This Sixth District opinion today brings to mind the old saw about winning the battle, but not the war. Or the one about not counting your chickens before they’re hatched. It’s a tossup.
Like many of Legal Pad’s favorite opinions, this one is about attorneys fees. We won’t bore you with the details; it’s enough to say the underlying contract dispute was between attorney Michael Desmarais and his former clients, who had retained him for a probate fight against their deceased dad’s very recent wife. The part we liked best came at the end, when Justice Conrad Rushing added a war-based analogy to drive home why the court was siding with Desmarais.
After a probate court initially awarded Desmarais more than $300,000, former clients George Drummond, Rebecca Drummond and Jessie Marion appealed to the Sixth District — which reversed in 2005, saying Desmarais’ request had violated some rule about cross-complaints. That appellate ruling also specified, though, that Desmarais was free to file the same claims in a civil suit George and Rebecca Drummond and Marion had already started against him.
For that bit of procedural victory, the Drummond children argued they were entitled to attorneys fees of about $200,000.
Not so fast, said the Sixth District. To collect that, it would have to be said they had “prevailed” in the contract dispute.
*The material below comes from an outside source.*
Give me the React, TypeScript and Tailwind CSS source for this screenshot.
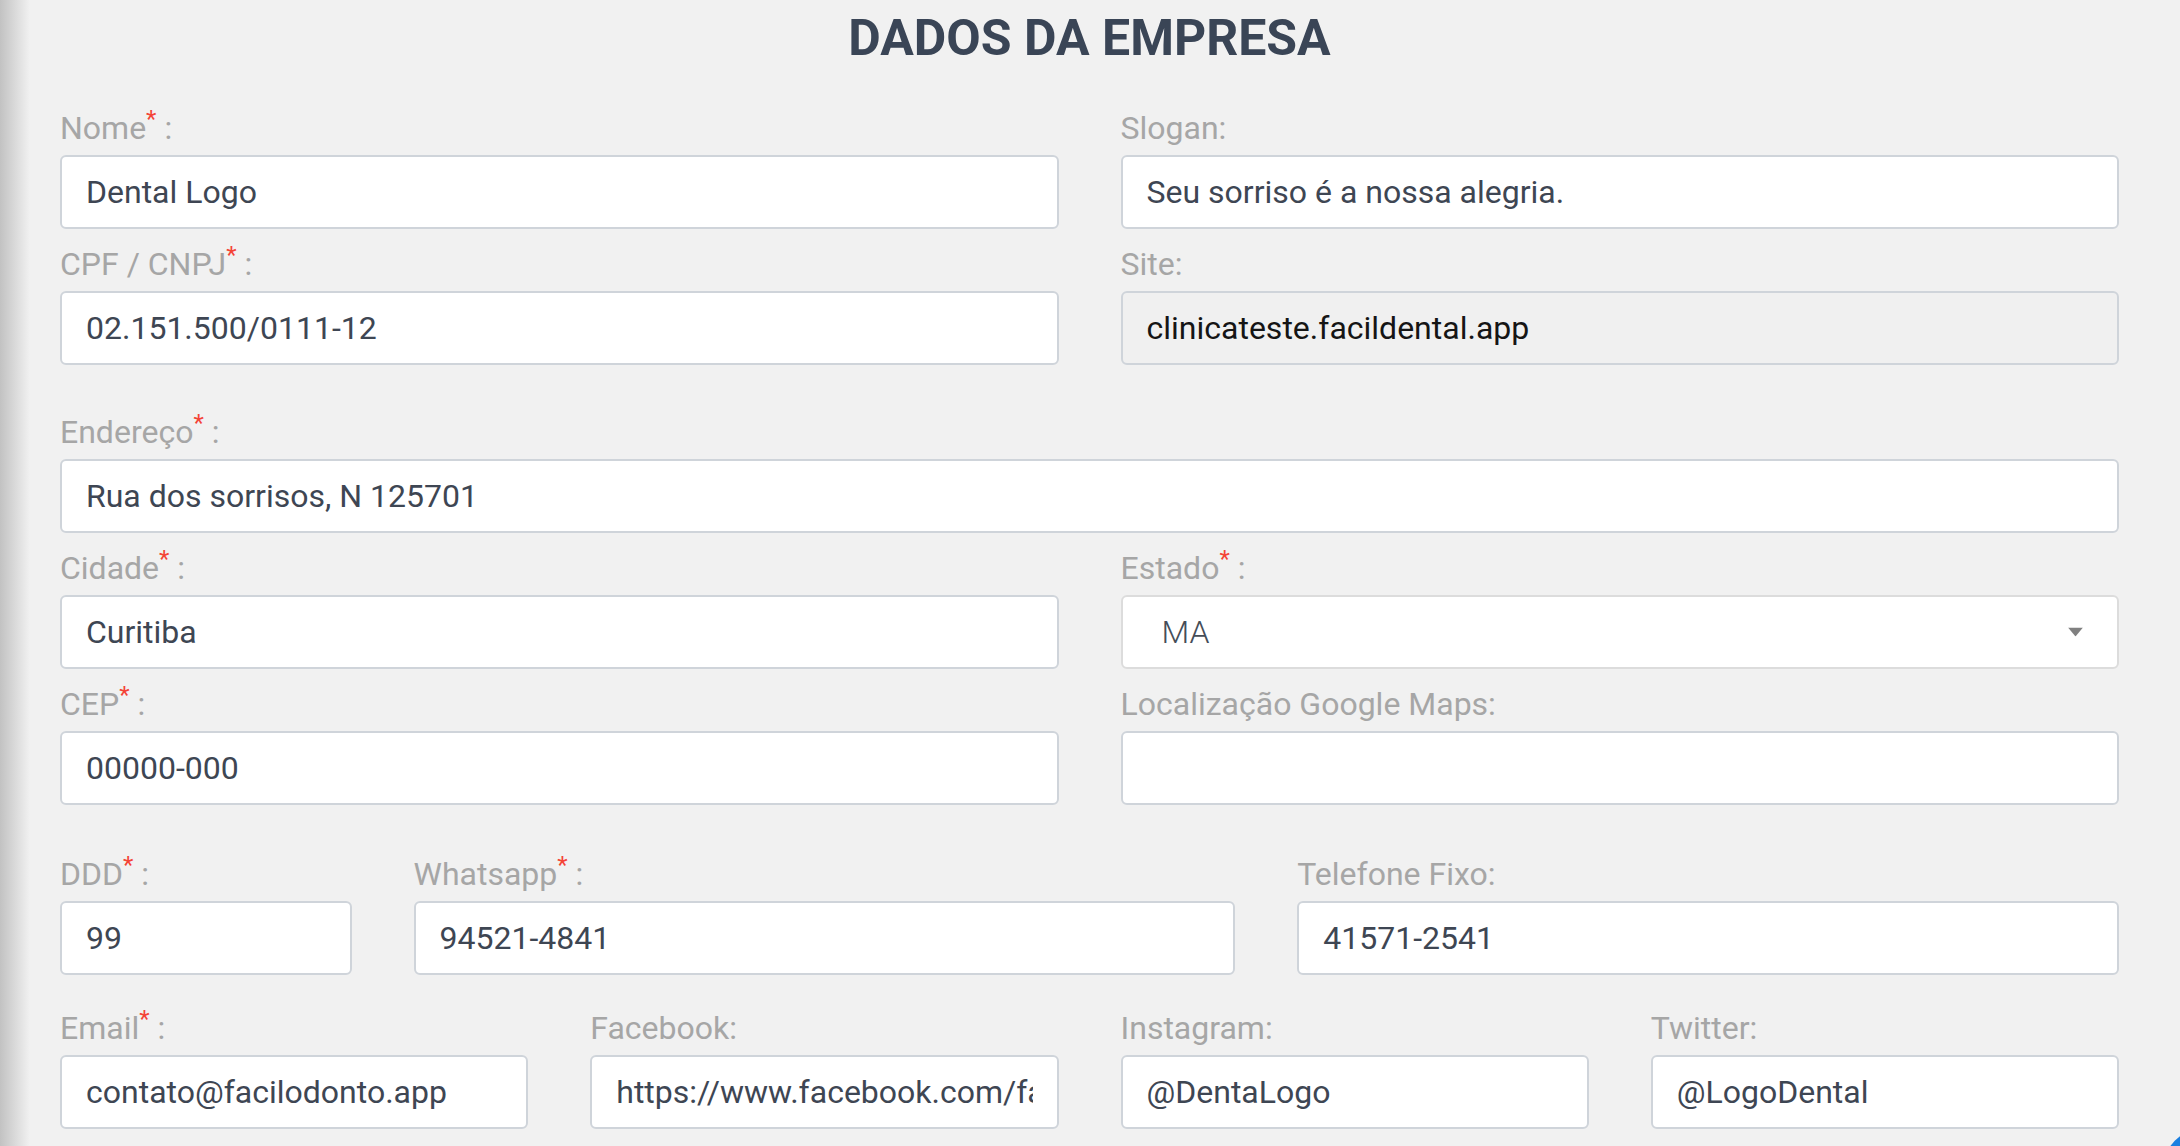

But, Justice Rushing noted, “Litigation on the contract in the probate department ended solely because it should have been brought in another department of the same court. … The dismissal of his petition in the probate matter did not defeat his contract claims; it merely deflected or forestalled them.”
And for those who may have missed his point, he added this flourish: “Appellants no more ‘prevailed’ than does a fleeing army that outruns a pursuing one. Living to fight another day may be a kind of success, and surely it is better than defeat. But as long as the war goes on, neither side can be said to have prevailed.”
The court notes as an aside that, after changing to the correct courtroom, Desmarais won $157,000 for breach of contract. That judgment, unsurprisingly, also has been appealed.